Wordsworth frequently passed through and wrote a couple of poems specifically about Dover (“From the Pier's head, musing, and with increase of wonder, I have watched this sea-side Town, under the white cliff's battlemented crown . . .”) and before she became famous George Eliot lived here. She thought the town “lovely under a blue sky” but didn't rate the locals who cheated her of sixpences.
While looking for his aunt Betsy Trotwood, David Copperfield came here, rested on a step and ate bread he had just bought. True, it says so on the plaque at Dickens Corner.
Dickens mentions the town – where he often stayed – in a number of his books and worked on Great Expectations and Bleak House here. Noel Coward took a house above the town in 1945 (he leased it to his friend Ian Fleming who used it as a weekend retreat) and spent many happy days here . . . although two and a half centuries earlier Daniel Defoe was unimpressed.
In his book Tour Through the Whole Island of Great Britain in 1727 he wrote, “Neither Dover nor its castle has anything of note to be said of them, but what is in common with their neighbours; the castle is old, useless decay'd, and serves for little . . .”
But that seems a harsh judgment, the 12th century castle which looks down on the town and the channel offers a testament to the region's political significance. In the walled 76 acres of the castle grounds is the remains of an octagonal 2ndt century Roman lighthouse.
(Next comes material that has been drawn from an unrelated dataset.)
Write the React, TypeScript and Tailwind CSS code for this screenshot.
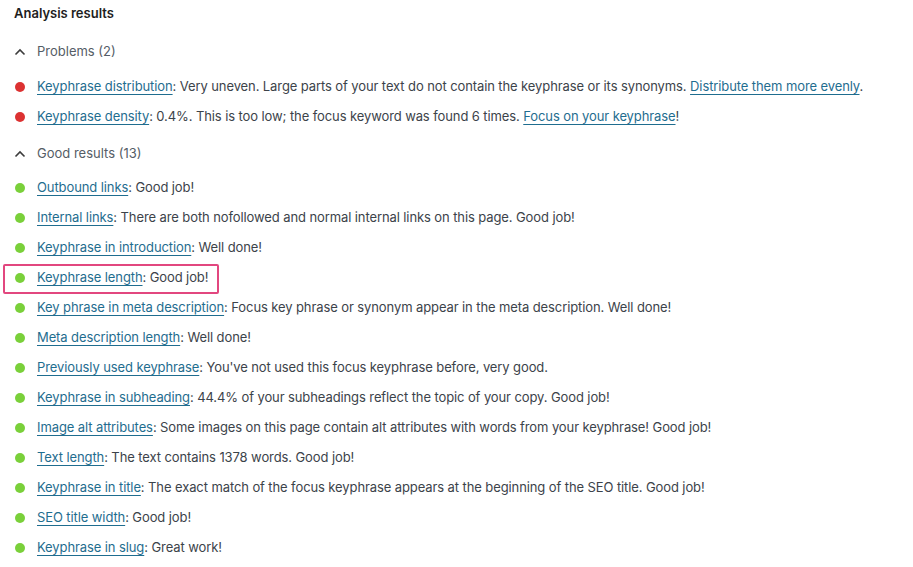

Even back then, this was an important shipping channel, and in the museum there is a boat discovered in nearby Townwall St in 1992 which dates back to the bronze age, around 1550BC.
The castle itself is a formidable place: William the Conqueror started it and it was finished by Henry II. The Great Tower is a cube exactly 100 feet in each direction. Today groups of players enact historical scenes in the grand halls and rooms, and period furniture and décor allows visitors to get a feel for what it must have been like in these cavernous rooms where men clanked in armour and guards kept a wary eye on the neighbours across the water.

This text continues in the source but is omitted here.